There has been a recurring negative twist to many aged care stories in recent years, and it has been hard to shake due to the challenges of the Royal Commission into Aged Care Quality and Safety and the COVID-19 pandemic.
Now, finally, there is room for the sector to breathe with growing self-confidence, as expressed by ACCPA (Aged & Community Care Providers Association) Chief Executive Officer, Tom Symondson, on day two of the ACCPA National Conference.
Mr Symondson started the day with an optimistic speech that covered some of the highs and lows of his first year in charge of the sector’s peak body. He claimed the past 12 months, since the last ACCPA National Conference, has been one of the best ever for the industry with growing self-confidence on show.
“[12 months ago] I got a sense that when the euphoria settled down [during his first ACCPA Conference], this was a sector lacking something. It was a lack of self confidence. A response to the feeling of being ground down for years and in fact decades. Your profession being criticised… You’d been worn down by the pandemic,” he explained.
“Fast forward 12 months and I feel something quite different. A sense of self confidence and pride in being part of this sector, this great endeavour of ours to ensure people in Australia have their best lives, that’s something we can talk about again.”
As Mr Symondson also touched on a newfound ability for aged care leaders to look at their services objectively and without bias. He also highlighted the need for innovation, resilience and self-confidence in the sector.
The care economy was also explored as industry leaders gathered for a panel session, including Council on the Ageing (COTA) CEO Pat Sparrow and Centacare CEO Peter Selwood.
One of the biggest issues covered was the juggling act between compliance and care workers remaining engaged with their work. Mr Selwood shared his experiences with home care staff that have struggled to pair passion with unequal pay and paperwork.
“What drives us is caring. Support workers, aged care workers, they don’t love being compliant, they love being carers. We have to find ways to be compliant but it’s not going to appeal as the job’s focus to a volunteer or aged care worker who is truly passionate about care,” Mr Selwood said.
“We talk about passion. When you talk about different pay rates, that’s where we get passion from our workers.”
Ms Sparrow also tackled a growing concern in society, ageism. She said it’s essential for us all, whether working within aged care or not, to look at our assumptions around ageing and what it means to be an older person.
“There’s benevolent ageism where we think we’re doing the right thing. We assume about an older person that we need to do certain things for them without consulting or working with them and it’s important we don’t make assumptions,” Ms Sparrow said.

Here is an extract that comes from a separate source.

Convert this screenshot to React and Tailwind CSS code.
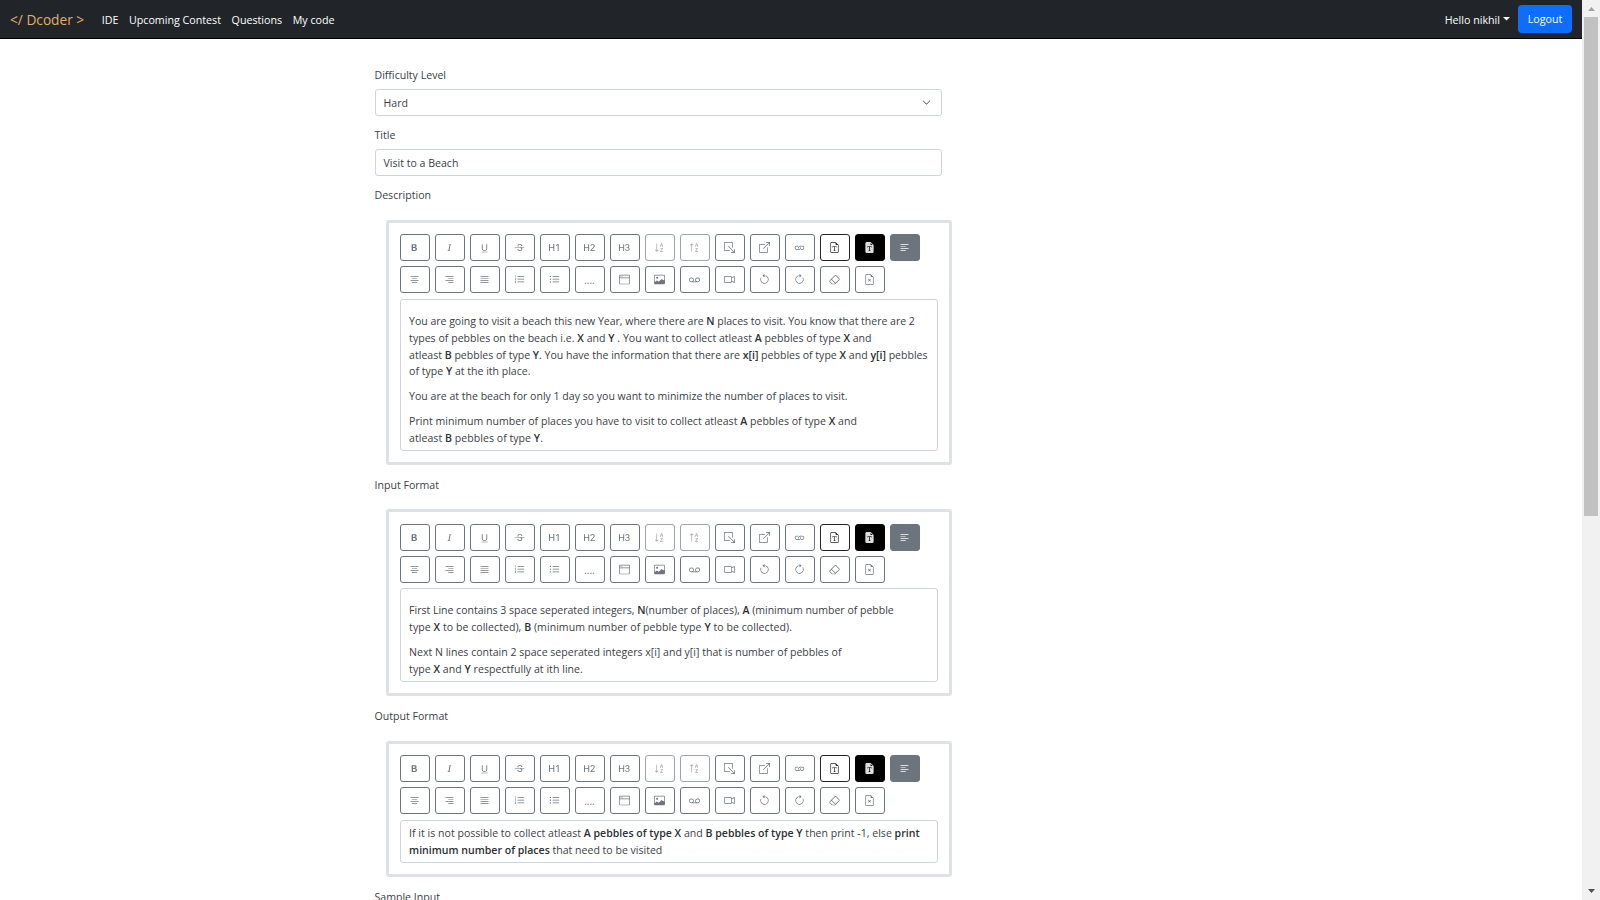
import {
  BsTypeBold, BsTypeItalic, BsTypeUnderline, BsTypeStrikethrough, BsTypeH1, BsTypeH2, BsTypeH3,
  BsSortAlphaDown, BsSortAlphaUp, BsBoxArrowDownRight, BsBoxArrowUpRight, BsLink, BsFileEarmarkFont,
  BsFileEarmarkFontFill, BsTextLeft, BsTextCenter, BsTextRight, BsJustify, BsListOl, BsListUl,
  BsWindow, BsImage, BsVoicemail, BsCameraVideo, BsArrowCounterclockwise, BsArrowClockwise,
  BsEraser, BsFileEarmarkX, BsChevronDown,
} from "react-icons/bs";

const outline = "border-[#6c757d] text-[#6c757d]";
const faded = "border-[#6c757d] text-[#6c757d] opacity-65";

const firstRow = [
  [BsTypeBold, outline], [BsTypeItalic, outline], [BsTypeUnderline, outline], [BsTypeStrikethrough, outline],
  [BsTypeH1, outline], [BsTypeH2, outline], [BsTypeH3, outline],
  [BsSortAlphaDown, faded], [BsSortAlphaUp, faded],
  [BsBoxArrowDownRight, outline], [BsBoxArrowUpRight, outline], [BsLink, outline],
  [BsFileEarmarkFont, "border-[#212529] text-[#212529]"],
  [BsFileEarmarkFontFill, "border-black bg-black text-[#dddddd]"],
  [BsTextLeft, "border-[#6c757d] bg-[#6c757d] text-white"],
];

const secondRow = [
  [BsTextCenter, outline], [BsTextRight, outline], [BsJustify, outline], [BsListOl, outline], [BsListUl, outline],
  [null, outline], [BsWindow, outline], [BsImage, outline], [BsVoicemail, outline], [BsCameraVideo, outline],
  [BsArrowCounterclockwise, outline], [BsArrowClockwise, outline], [BsEraser, outline], [BsFileEarmarkX, outline],
];

function ToolRow({ items }) {
  return (
    <div className="flex gap-[5px]">
      {items.map(([Icon, tone], i) => (
        <button key={i} className={`flex h-[27px] w-[30px] items-center justify-center rounded-[3px] border text-[11px] ${tone}`}>
          {Icon ? <Icon /> : <span className="pt-[2px] text-[10px]">....</span>}
        </button>
      ))}
    </div>
  );
}

function Editor({ className, bodyClassName, children }) {
  return (
    <div className={`ml-[11px] w-[566px] rounded-[3px] border-3 border-[#dee2e6] px-[11px] ${className}`}>
      <div className="flex flex-col gap-[5px]">
        <ToolRow items={firstRow} />
        <ToolRow items={secondRow} />
        <div className={`w-[538px] rounded-[3px] border border-[#ced4da] px-[8.6px] pb-[3.6px] text-[10.56px] leading-[16.67px] whitespace-nowrap ${bodyClassName}`}>
          {children}
        </div>
      </div>
    </div>
  );
}

function Label({ children }) {
  return <div className="h-[17px] leading-[17px]">{children}</div>;
}

const B = ({ children }) => <b className="font-semibold text-[#2b2f34]">{children}</b>;

function Navbar() {
  return (
    <nav className="flex h-[39px] items-center border-b border-black bg-[#212529] pr-[10px] pl-[10px] text-[10.7px] text-white">
      <span className="pt-[2px] text-[13.7px] text-[#e3ae66]">&lt;/ Dcoder &gt;</span>
      <div className="ml-[17.5px] flex gap-[10.6px] pt-[2px] font-medium">
        <span>IDE</span>
        <span>Upcoming Contest</span>
        <span>Questions</span>
        <span>My code</span>
      </div>
      <div className="ml-auto flex items-center font-medium">
        <span className="pt-[2px]">Hello nikhil</span>
        <svg className="ml-[3px] h-[4px] w-[7px]" viewBox="0 0 7 4"><path d="M0 0h7L3.5 3.6z" fill="currentColor" /></svg>
        <button className="ml-[8px] h-[28px] w-[54px] rounded-[4px] bg-[#0d6efd] pt-px">Logout</button>
      </div>
    </nav>
  );
}

function Scrollbar() {
  return (
    <div className="flex h-full w-[18px] flex-col items-center bg-[#f1f1f1]">
      <svg className="h-[17px] w-[17px] shrink-0" viewBox="0 0 17 17"><path d="M5 11h7L8.5 7z" fill="#a3a3a3" /></svg>
      <div className="h-[499px] w-[14px] bg-[#c1c1c1]" />
      <svg className="mt-auto h-[17px] w-[17px] shrink-0" viewBox="0 0 17 17"><path d="M5 6h7L8.5 10z" fill="#505050" /></svg>
    </div>
  );
}

export default function App() {
  return (
    <div className="flex h-[900px] w-[1600px] overflow-hidden bg-white font-['Open_Sans',sans-serif] text-[#3b4045]">
      <div className="w-[1582px] overflow-hidden">
        <Navbar />
        <main className="ml-[374.5px] w-[578px] pt-[28px] text-[10.58px]">
          <Label>Difficulty Level</Label>
          <div className="mt-[5px] flex h-[27px] w-[567px] items-center justify-between rounded-[3px] border border-[#ced4da] px-[8px]">
            <span className="pt-[2px]">Hard</span>
            <BsChevronDown className="mr-[2px] text-[9px]" />
          </div>
          <div className="h-[11px]" />
          <Label>Title</Label>
          <div className="mt-[5px] flex h-[27px] w-[567px] items-center rounded-[3px] border border-[#ced4da] px-[8px] pt-[2px]">Visit to a Beach</div>
          <div className="h-[11px]" />
          <Label>Description</Label>
          <Editor className="mt-[16px] h-[245px] pt-[11px]" bodyClassName="mt-px pt-[5px]">
            <p className="mt-[8.33px] tracking-[-0.028px]">You are going to visit a beach this new Year, where there are <B>N</B> places to visit. You know that there are 2</p>
            <p className="tracking-[0.027px]">types of pebbles on the beach i.e. <B>X</B> and <B>Y</B> . You want to collect atleast <B>A</B> pebbles of type <B>X</B> and</p>
            <p>atleast <B>B</B> pebbles of type <B>Y</B>. You have the information that there are <B>x[i]</B> pebbles of type <B>X</B> and <B>y[i]</B> pebbles</p>
            <p>of type <B>Y</B> at the ith place.</p>
            <p className="mt-[8.33px]">You are at the beach for only 1 day so you want to minimize the number of places to visit.</p>
            <p className="mt-[8.33px] tracking-[0.02px]">Print minimum number of places you have to visit to collect atleast <B>A</B> pebbles of type <B>X</B> and</p>
            <p className="tracking-[0.04px]">atleast <B>B</B> pebbles of type <B>Y</B>.</p>
          </Editor>
          <div className="h-[12px]" />
          <Label>Input Format</Label>
          <Editor className="mt-[15px] h-[187px] pt-[12px]" bodyClassName="pt-[5px]">
            <p className="mt-[8.33px] tracking-[-0.02px]">First Line contains 3 space seperated integers, <B>N</B>(number of places), <B>A</B> (minimum number of pebble</p>
            <p className="tracking-[0.048px]">type <B>X</B> to be collected), <B>B</B> (minimum number of pebble type <B>Y</B> to be collected).</p>
            <p className="mt-[8.33px]">Next N lines contain 2 space seperated integers x[i] and y[i] that is number of pebbles of</p>
            <p className="tracking-[0.04px]">type <B>X</B> and <B>Y</B> respectfully at ith line.</p>
          </Editor>
          <div className="h-[12px]" />
          <Label>Output Format</Label>
          <Editor className="mt-[16px] h-[136px] pt-[11px]" bodyClassName="mt-px pt-[4.4px]">
            <p className="tracking-[0.015px]">If it is not possible to collect atleast <B>A pebbles of type X</B> and <B>B pebbles of type Y</B> then print -1, else <B>print</B></p>
            <p><B>minimum number of places</B> that need to be visited</p>
          </Editor>
          <div className="h-[12px]" />
          <Label>Sample Input</Label>
        </main>
      </div>
      <Scrollbar />
    </div>
  );
}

Other highlights included an insightful session on the potential for robots to reduce workloads and stress levels in staff. Lee Martin, CEO of Tanunda Lutheran Home, spoke passionately about how robots in his independent home reduced staff injuries and the extra 10 hours staff get to spend with residents every day.
“Before the robots arrived we had lots of discussions with staff about what robots can and can’t do. When they arrived we had a ceremony… and then we had a competition to name the robots. We have Axil, Speckle and Robbie,” Mr Martin said.
“They are so well known around the facility, that staff and residents talk to the robots. They know the characters of the robots. Axil’s a bit naughty, he doesn’t always turn up where he needs to be. Robbie is always reliable.”
“We believe staff are enjoying coming to work more because the robots are around. We’re technically advancing and moving forward all the time,” he added.
Elsewhere, the conversation turned to workforce and attraction and retention strategies. While international recruiting was one solution explored by the panel, the importance of connecting with local communities and providing clear opportunities for career progression was undoubtedly a popular move.
“When we start to look at the people working in aged care we don’t have a lot of clarity on career progression. We are really trying to clarify for professional carers that you can have a rewarding career and we will develop you along the journey,” explained Katherine Graham, Marketing & Compliance Manager, Warner Institute.
In an action-packed day, clarity around career progression was just one of thousands of ideas shared. Like all of them, it was important to hear as more providers, big and small, work on strengthening aged care.